Single by Nonpoint

from the album Miracle
- Released: August 10, 2010
- Recorded: 2010
- Genre: Hard rock, alternative metal
- Length: 3:29
- Label: Rocket Science/RED
- Songwriter: Elias Soriano
- Producers: Nonpoint Chad Gray Greg Tribbett

Nonpoint singles chronology
| "Miracle" (2010) | "Frontlines" (2010) | "Crazy" (2011) |

= Frontlines (song) =

"Frontlines" is a song by American nu metal band Nonpoint, released as the second single from their sixth studio album, Miracle. The song impacted alternative and active rock radio stations on August 10, 2010. Lead singer Elias Soriano said, "'Frontlines' is for our country's armed forces.

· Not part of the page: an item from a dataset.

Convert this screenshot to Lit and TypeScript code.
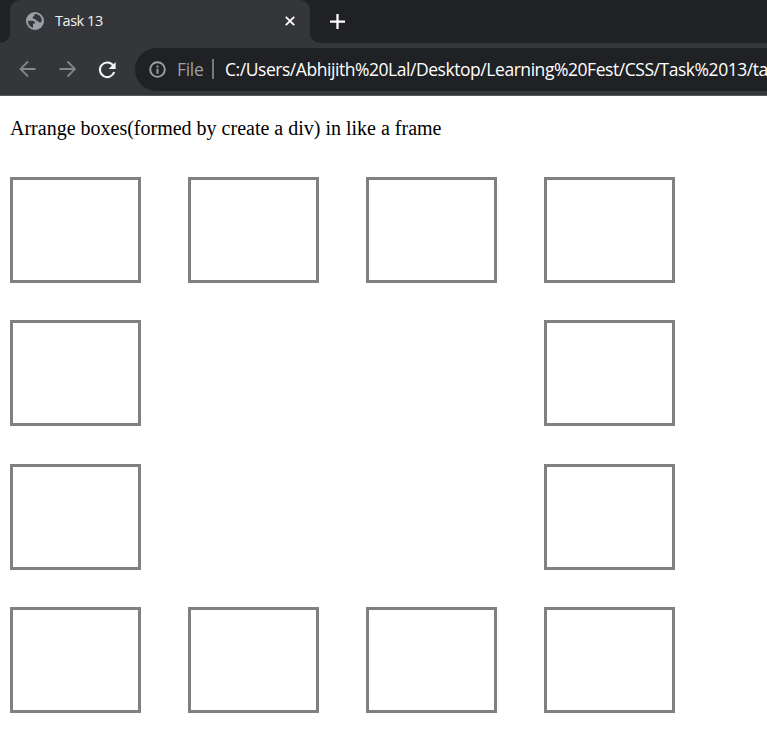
import { LitElement, html, css, svg } from "lit";
import { customElement } from "lit/decorators.js";

const CELLS = Array.from({ length: 16 }, (_, i) => {
  const row = Math.floor(i / 4);
  const col = i % 4;
  return row === 0 || row === 3 || col === 0 || col === 3;
});

@customElement("browser-chrome")
class BrowserChrome extends LitElement {
  static styles = css`
    :host { display: block; height: 96px; box-sizing: border-box; overflow: hidden;
      background: #35363a; border-bottom: 1px solid #56575a; font-family: "Open Sans", "Noto Sans", sans-serif; }
    svg { display: block; flex: none; }
    .strip { height: 43px; display: flex; background: #202124; }
    .previous { width: 10px; background: #35363a; }
    .previous-fill { height: 43px; background: #202124; border-bottom-right-radius: 10px; }
    .tab { width: 300px; height: 43px; box-sizing: border-box; display: flex; align-items: center;
      padding: 0 14px 1px 16px; background: #35363a; border-radius: 10px 10px 0 0; }
    .title { margin-left: 11px; flex: 1; font-size: 14.5px; letter-spacing: -0.45px; line-height: 20px; color: #f1f3f4; white-space: nowrap; }
    .rest { flex: 1; background: #35363a; }
    .rest-fill { height: 43px; box-sizing: border-box; background: #202124; border-bottom-left-radius: 10px; padding: 14px 0 0 20px; }
    .top-mask { background: #202124; }
    .toolbar { height: 52px; display: flex; align-items: center; padding-left: 18px; box-sizing: border-box; }
    .forward { margin-left: 20px; }
    .reload { margin-left: 19px; margin-top: 1px; }
    .address { margin-left: 18px; flex: none; width: 632px; height: 43px; box-sizing: border-box;
      display: flex; align-items: center; padding-left: 14px; background: #202124; border-radius: 22px 0 0 22px; white-space: nowrap; font-size: 17.5px; line-height: 24px; }
    .scheme { margin-left: 11px; flex: none; width: 35px; color: #9aa0a6; letter-spacing: -0.3px; }
    .bar { flex: none; width: 2px; height: 20px; background: #77797d; margin-right: 11px; }
    .url { flex: none; color: #fff; letter-spacing: -0.45px; }
  `;

  icon(size: number, content: unknown, cls = "") {
    return html`<svg class=${cls} width=${size} height=${size} viewBox="0 0 20 20" fill="none">${content}</svg>`;
  }

  render() {
    return html`
      <div class="strip">
        <div class="previous"><div class="previous-fill"></div></div>
        <div class="top-mask"><div class="tab">
          ${this.icon(18, svg`<circle cx="10" cy="10" r="10" fill="#9aa0a6"/>
            <path d="M2.2 9.6h4.6c2.2 0 3.5 1.3 3.4 3.2H7.8v4.6A7.8 7.8 0 0 1 2.2 9.6Z" fill="#35363a"/>
            <path d="M17.6 9.8c-.2 1.4-.9 1.8-2 1.8-1.5 0-2.3-.7-2.3-1.9-1.9-.1-2.9-.8-2.9-2-1.8.2-3.1-.2-3.1-1.5 0-1 .7-1.6 2-1.6V2.4c1.9-.3 3.4.1 4.7 1C16.4 4.8 17.7 7.2 17.6 9.8Z" fill="#35363a"/>`)}
          <span class="title">Task 13</span>
          ${this.icon(12, svg`<path d="M3 3 17 17M17 3 3 17" stroke="#fff" stroke-width="3"/>`)}
        </div></div>
        <div class="rest"><div class="rest-fill">
          ${this.icon(15, svg`<path d="M10 0v20M0 10h20" stroke="#fff" stroke-width="3"/>`)}
        </div></div>
      </div>
      <div class="toolbar">
        ${this.icon(20, svg`<path d="M17.5 10H2.5M10 2.5 2.5 10l7.5 7.5" stroke="#838588" stroke-width="1.8"/>`)}
        ${this.icon(20, svg`<path d="M1.5 10h15.5M9.5 2.5 17 10l-7.5 7.5" stroke="#838588" stroke-width="1.8"/>`, "forward")}
        ${this.icon(20, svg`<path d="M16.2 5.6A7.3 7.3 0 1 0 17.2 12" stroke="#f1f3f4" stroke-width="2.1"/><path d="M18.6 2V9h-7Z" fill="#f1f3f4"/>`, "reload")}
        <div class="address">
          ${this.icon(17, svg`<circle cx="10" cy="10" r="8.6" stroke="#9aa0a6" stroke-width="2.2"/><path d="M10 9v6M10 5.2v2.3" stroke="#9aa0a6" stroke-width="2.3"/>`)}
          <span class="scheme">File</span><span class="bar"></span>
          <span class="url">C:/Users/Abhijith%20Lal/Desktop/Learning%20Fest/CSS/Task%2013/ta</span>
        </div>
      </div>`;
  }
}

@customElement("app-root")
class AppRoot extends LitElement {
  static styles = css`
    :host { display: block; height: 755px; overflow: hidden; background: #fff; }
    .page { padding: 21px 10px 0; }
    .intro { margin: 0; height: 60px; font: 20px/23px "Liberation Serif", serif; color: #000; }
    .frame { display: grid; grid-template-columns: repeat(4, 131px); grid-auto-rows: 106px; gap: 37.4px 47px; }
    .box { border: 3px solid #808080; }
  `;

  render() {
    return html`
      <browser-chrome></browser-chrome>
      <main class="page">
        <p class="intro">Arrange boxes(formed by create a div) in like a frame</p>
        <div class="frame">${CELLS.map((filled) => html`<div class=${filled ? "box" : "space"}></div>`)}</div>
      </main>`;
  }
}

They risk their lives every day to protect the rights, liberties and lives of people whose names they don't even know."

In the wake of the COVID-19 pandemic in 2020, Nonpoint would rework this song acoustically as "Remember Me (A Frontlines Tribute)" with a music video supporting healthcare workers and first responders on the front lines of the pandemic.

==Song meaning==
"After hours of looking at photos online of soldiers, solely for the sake of a picture to be worked into the artwork of the release of "Frontlines" I was so moved and inspired by the commitment, not to mention the emotional and physical risk our soldiers take for strangers every day, that I had to create this as a reminder. We are blessed that we are protected by such strong hearts." - Elias Soriano

==Music video==
The official music video premiered on MTV2 on September 23. In addition, Nonpoint's frontman, Elias Soriano, made a viral video and the band released it on their YouTube channel in August, a month and a half before the release of the official music video.